SOURCE MATERIAL →
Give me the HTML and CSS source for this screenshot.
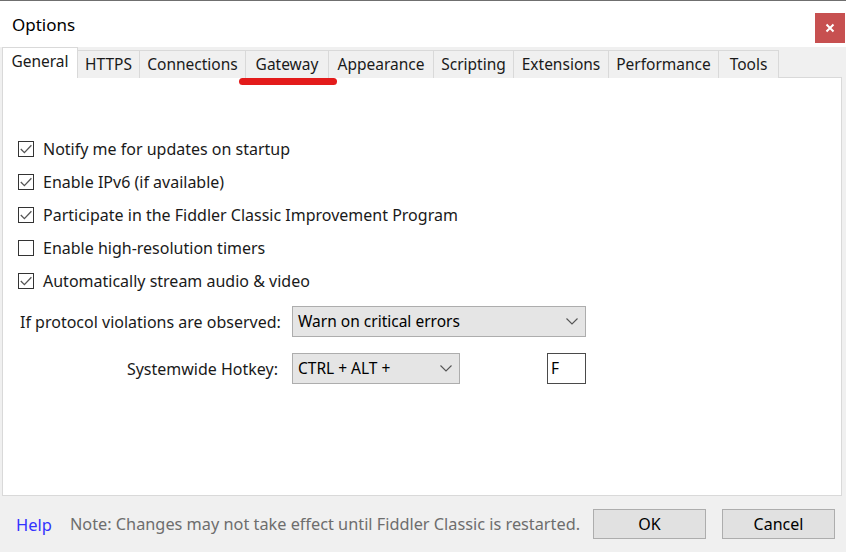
FILE: index.html
```html
<!DOCTYPE html>
<html lang="en">

<head>
  <meta charset="UTF-8" />
  <meta name="viewport" content="width=device-width, initial-scale=1.0" />
  <title>Options</title>
  <link rel="stylesheet" href="styles.css">
</head>

<body>
  <div class="window">
    <div class="titlebar">
      <span class="title">Options</span>
      <button class="close" type="button">
        <svg width="10" height="10" viewBox="0 0 10 10">
          <path d="M1.5 1.5 L8.5 8.5 M8.5 1.5 L1.5 8.5" stroke="#fff" stroke-width="2" />
        </svg>
      </button>
    </div>

    <div class="tabs">
      <div class="tab active">General</div>
      <div class="tab">HTTPS</div>
      <div class="tab">Connections</div>
      <div class="tab">Gateway</div>
      <div class="tab">Appearance</div>
      <div class="tab">Scripting</div>
      <div class="tab">Extensions</div>
      <div class="tab">Performance</div>
      <div class="tab">Tools</div>
      <span class="marker"></span>
    </div>

    <div class="panel">
      <div class="checks">
        <label class="check"><span class="box on"></span>Notify me for updates on startup</label>
        <label class="check"><span class="box on"></span>Enable IPv6 (if available)</label>
        <label class="check"><span class="box on"></span>Participate in the Fiddler Classic Improvement Program</label>
        <label class="check"><span class="box"></span>Enable high-resolution timers</label>
        <label class="check"><span class="box on"></span>Automatically stream audio &amp; video</label>
      </div>

      <div class="fields">
        <span class="field-label">If protocol violations are observed:</span>
        <div class="select wide">Warn on critical errors</div>

        <span class="field-label right">Systemwide Hotkey:</span>
        <div class="hotkey">
          <div class="select short">CTRL + ALT +</div>
          <div class="keybox">F</div>
        </div>
      </div>
    </div>

    <div class="footer">
      <a href="#" class="help">Help</a>
      <span class="note">Note: Changes may not take effect until Fiddler Classic is restarted.</span>
      <div class="buttons">
        <button type="button" class="btn">OK</button>
        <button type="button" class="btn">Cancel</button>
      </div>
    </div>
  </div>
</body>

</html>
```

FILE: styles.css
```css
* {
  margin: 0;
  padding: 0;
  box-sizing: border-box;
  font-family: 'Noto Sans', 'Open Sans', sans-serif;
}

body {
  width: 846px;
  height: 552px;
  overflow: hidden;
  background: #f0f0f0;
}

.window {
  height: 552px;
  display: flex;
  flex-direction: column;
  border-top: 1px solid #6f6f6f;
}

.titlebar {
  height: 46px;
  background: #fff;
  display: flex;
  align-items: flex-start;
  justify-content: space-between;
}

.title {
  font-size: 17px;
  color: #000;
  margin: 12px 0 0 12px;
  line-height: 24px;
}

.close {
  width: 30px;
  height: 30px;
  margin: 12px 1px 0 0;
  border: none;
  background: #c75050;
  display: flex;
  align-items: center;
  justify-content: center;
}

.tabs {
  position: relative;
  display: flex;
  align-items: flex-end;
  height: 31px;
  padding-left: 2px;
  margin-bottom: -1px;
  z-index: 1;
}

.tab {
  height: 28px;
  padding: 0 4px;
  font-size: 15.5px;
  line-height: 26px;
  color: #1a1a1a;
  background: #f0f0f0;
  border: 1px solid #d9d9d9;
  border-bottom: none;
  margin-left: -1px;
  text-align: center;
  white-space: nowrap;
}

.tab:nth-child(1) { width: 76px; }
.tab:nth-child(2) { width: 63px; }
.tab:nth-child(3) { width: 107px; }
.tab:nth-child(4) { width: 84px; }
.tab:nth-child(5) { width: 106px; }
.tab:nth-child(6) { width: 81px; }
.tab:nth-child(7) { width: 96px; }
.tab:nth-child(8) { width: 111px; }
.tab:nth-child(9) { width: 61px; }

.tab.active {
  height: 31px;
  margin-left: 0;
  background: #fff;
  line-height: 27px;
  position: relative;
  z-index: 2;
}

.marker {
  position: absolute;
  left: 239px;
  top: 31px;
  width: 98px;
  height: 7px;
  border-radius: 4px;
  background: #e31b1b;
  z-index: 3;
}

.panel {
  height: 419px;
  margin: 0 4px 0 2px;
  background: #fff;
  border: 1px solid #d9d9d9;
  padding: 63px 0 0 15px;
}

.checks {
  display: flex;
  flex-direction: column;
  gap: 17px;
}

.check {
  display: flex;
  align-items: center;
  gap: 9px;
  height: 16px;
  font-size: 16px;
  color: #1a1a1a;
}

.box {
  width: 16px;
  height: 16px;
  border: 1px solid #333;
  background: #fff;
  flex-shrink: 0;
}

.box.on {
  background: #fff url("data:image/svg+xml,%3Csvg xmlns='http://www.w3.org/2000/svg' width='14' height='14'%3E%3Cpath d='M1.8 7 L5.4 10.6 L12.4 3.2' fill='none' stroke='%23555' stroke-width='1.3'/%3E%3C/svg%3E") center no-repeat;
}

.fields {
  display: grid;
  grid-template-columns: 272px auto;
  row-gap: 16px;
  align-items: center;
  margin-top: 17px;
  margin-left: 2px;
}

.field-label {
  font-size: 16px;
  color: #1a1a1a;
  white-space: nowrap;
}

.field-label.right {
  text-align: right;
  padding-right: 14px;
}

.select {
  height: 31px;
  background: #e5e5e5 url("data:image/svg+xml,%3Csvg xmlns='http://www.w3.org/2000/svg' width='12' height='7'%3E%3Cpath d='M0.5 0.5 L6 6 L11.5 0.5' fill='none' stroke='%23555' stroke-width='1.1'/%3E%3C/svg%3E") right 7px center no-repeat;
  border: 1px solid #adadad;
  font-size: 15.5px;
  line-height: 29px;
  padding-left: 5px;
  color: #000;
}

.select.wide {
  width: 294px;
}

.select.short {
  width: 168px;
}

.hotkey {
  display: flex;
  gap: 87px;
}

.keybox {
  width: 39px;
  height: 31px;
  border: 1px solid #4a4a4a;
  background: #fff;
  font-size: 15.5px;
  line-height: 29px;
  padding-left: 3px;
  color: #000;
}

.footer {
  flex: 1;
  display: flex;
  align-items: center;
  padding: 0 11px 0 16px;
}

.help {
  color: #3333ff;
  text-decoration: none;
  font-size: 16.5px;
}

.note {
  margin-left: 18px;
  font-size: 16.3px;
  color: #6d6d6d;
  white-space: nowrap;
}

.buttons {
  margin-left: auto;
  display: flex;
  gap: 16px;
}

.btn {
  width: 113px;
  height: 30px;
  background: #e1e1e1;
  border: 1px solid #adadad;
  font-size: 16px;
  color: #000;
}
```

SHORT EXERCISE → Print the complete listing exactly as it stands, without its pictures.

OUTPUT BELOW →
Give me the HTML and CSS source for this screenshot.
FILE: index.html
```html
<!DOCTYPE html>
<html lang="en">

<head>
  <meta charset="UTF-8" />
  <meta name="viewport" content="width=device-width, initial-scale=1.0" />
  <title>Options</title>
  <link rel="stylesheet" href="styles.css">
</head>

<body>
  <div class="window">
    <div class="titlebar">
      <span class="title">Options</span>
      <button class="close" type="button">
        <svg width="10" height="10" viewBox="0 0 10 10">
          <path d="M1.5 1.5 L8.5 8.5 M8.5 1.5 L1.5 8.5" stroke="#fff" stroke-width="2" />
        </svg>
      </button>
    </div>

    <div class="tabs">
      <div class="tab active">General</div>
      <div class="tab">HTTPS</div>
      <div class="tab">Connections</div>
      <div class="tab">Gateway</div>
      <div class="tab">Appearance</div>
      <div class="tab">Scripting</div>
      <div class="tab">Extensions</div>
      <div class="tab">Performance</div>
      <div class="tab">Tools</div>
      <span class="marker"></span>
    </div>

    <div class="panel">
      <div class="checks">
        <label class="check"><span class="box on"></span>Notify me for updates on startup</label>
        <label class="check"><span class="box on"></span>Enable IPv6 (if available)</label>
        <label class="check"><span class="box on"></span>Participate in the Fiddler Classic Improvement Program</label>
        <label class="check"><span class="box"></span>Enable high-resolution timers</label>
        <label class="check"><span class="box on"></span>Automatically stream audio &amp; video</label>
      </div>

      <div class="fields">
        <span class="field-label">If protocol violations are observed:</span>
        <div class="select wide">Warn on critical errors</div>

        <span class="field-label right">Systemwide Hotkey:</span>
        <div class="hotkey">
          <div class="select short">CTRL + ALT +</div>
          <div class="keybox">F</div>
        </div>
      </div>
    </div>

    <div class="footer">
      <a href="#" class="help">Help</a>
      <span class="note">Note: Changes may not take effect until Fiddler Classic is restarted.</span>
      <div class="buttons">
        <button type="button" class="btn">OK</button>
        <button type="button" class="btn">Cancel</button>
      </div>
    </div>
  </div>
</body>

</html>
```

FILE: styles.css
```css
* {
  margin: 0;
  padding: 0;
  box-sizing: border-box;
  font-family: 'Noto Sans', 'Open Sans', sans-serif;
}

body {
  width: 846px;
  height: 552px;
  overflow: hidden;
  background: #f0f0f0;
}

.window {
  height: 552px;
  display: flex;
  flex-direction: column;
  border-top: 1px solid #6f6f6f;
}

.titlebar {
  height: 46px;
  background: #fff;
  display: flex;
  align-items: flex-start;
  justify-content: space-between;
}

.title {
  font-size: 17px;
  color: #000;
  margin: 12px 0 0 12px;
  line-height: 24px;
}

.close {
  width: 30px;
  height: 30px;
  margin: 12px 1px 0 0;
  border: none;
  background: #c75050;
  display: flex;
  align-items: center;
  justify-content: center;
}

.tabs {
  position: relative;
  display: flex;
  align-items: flex-end;
  height: 31px;
  padding-left: 2px;
  margin-bottom: -1px;
  z-index: 1;
}

.tab {
  height: 28px;
  padding: 0 4px;
  font-size: 15.5px;
  line-height: 26px;
  color: #1a1a1a;
  background: #f0f0f0;
  border: 1px solid #d9d9d9;
  border-bottom: none;
  margin-left: -1px;
  text-align: center;
  white-space: nowrap;
}

.tab:nth-child(1) { width: 76px; }
.tab:nth-child(2) { width: 63px; }
.tab:nth-child(3) { width: 107px; }
.tab:nth-child(4) { width: 84px; }
.tab:nth-child(5) { width: 106px; }
.tab:nth-child(6) { width: 81px; }
.tab:nth-child(7) { width: 96px; }
.tab:nth-child(8) { width: 111px; }
.tab:nth-child(9) { width: 61px; }

.tab.active {
  height: 31px;
  margin-left: 0;
  background: #fff;
  line-height: 27px;
  position: relative;
  z-index: 2;
}

.marker {
  position: absolute;
  left: 239px;
  top: 31px;
  width: 98px;
  height: 7px;
  border-radius: 4px;
  background: #e31b1b;
  z-index: 3;
}

.panel {
  height: 419px;
  margin: 0 4px 0 2px;
  background: #fff;
  border: 1px solid #d9d9d9;
  padding: 63px 0 0 15px;
}

.checks {
  display: flex;
  flex-direction: column;
  gap: 17px;
}

.check {
  display: flex;
  align-items: center;
  gap: 9px;
  height: 16px;
  font-size: 16px;
  color: #1a1a1a;
}

.box {
  width: 16px;
  height: 16px;
  border: 1px solid #333;
  background: #fff;
  flex-shrink: 0;
}

.box.on {
  background: #fff url("data:image/svg+xml,%3Csvg xmlns='http://www.w3.org/2000/svg' width='14' height='14'%3E%3Cpath d='M1.8 7 L5.4 10.6 L12.4 3.2' fill='none' stroke='%23555' stroke-width='1.3'/%3E%3C/svg%3E") center no-repeat;
}

.fields {
  display: grid;
  grid-template-columns: 272px auto;
  row-gap: 16px;
  align-items: center;
  margin-top: 17px;
  margin-left: 2px;
}

.field-label {
  font-size: 16px;
  color: #1a1a1a;
  white-space: nowrap;
}

.field-label.right {
  text-align: right;
  padding-right: 14px;
}

.select {
  height: 31px;
  background: #e5e5e5 url("data:image/svg+xml,%3Csvg xmlns='http://www.w3.org/2000/svg' width='12' height='7'%3E%3Cpath d='M0.5 0.5 L6 6 L11.5 0.5' fill='none' stroke='%23555' stroke-width='1.1'/%3E%3C/svg%3E") right 7px center no-repeat;
  border: 1px solid #adadad;
  font-size: 15.5px;
  line-height: 29px;
  padding-left: 5px;
  color: #000;
}

.select.wide {
  width: 294px;
}

.select.short {
  width: 168px;
}

.hotkey {
  display: flex;
  gap: 87px;
}

.keybox {
  width: 39px;
  height: 31px;
  border: 1px solid #4a4a4a;
  background: #fff;
  font-size: 15.5px;
  line-height: 29px;
  padding-left: 3px;
  color: #000;
}

.footer {
  flex: 1;
  display: flex;
  align-items: center;
  padding: 0 11px 0 16px;
}

.help {
  color: #3333ff;
  text-decoration: none;
  font-size: 16.5px;
}

.note {
  margin-left: 18px;
  font-size: 16.3px;
  color: #6d6d6d;
  white-space: nowrap;
}

.buttons {
  margin-left: auto;
  display: flex;
  gap: 16px;
}

.btn {
  width: 113px;
  height: 30px;
  background: #e1e1e1;
  border: 1px solid #adadad;
  font-size: 16px;
  color: #000;
}
```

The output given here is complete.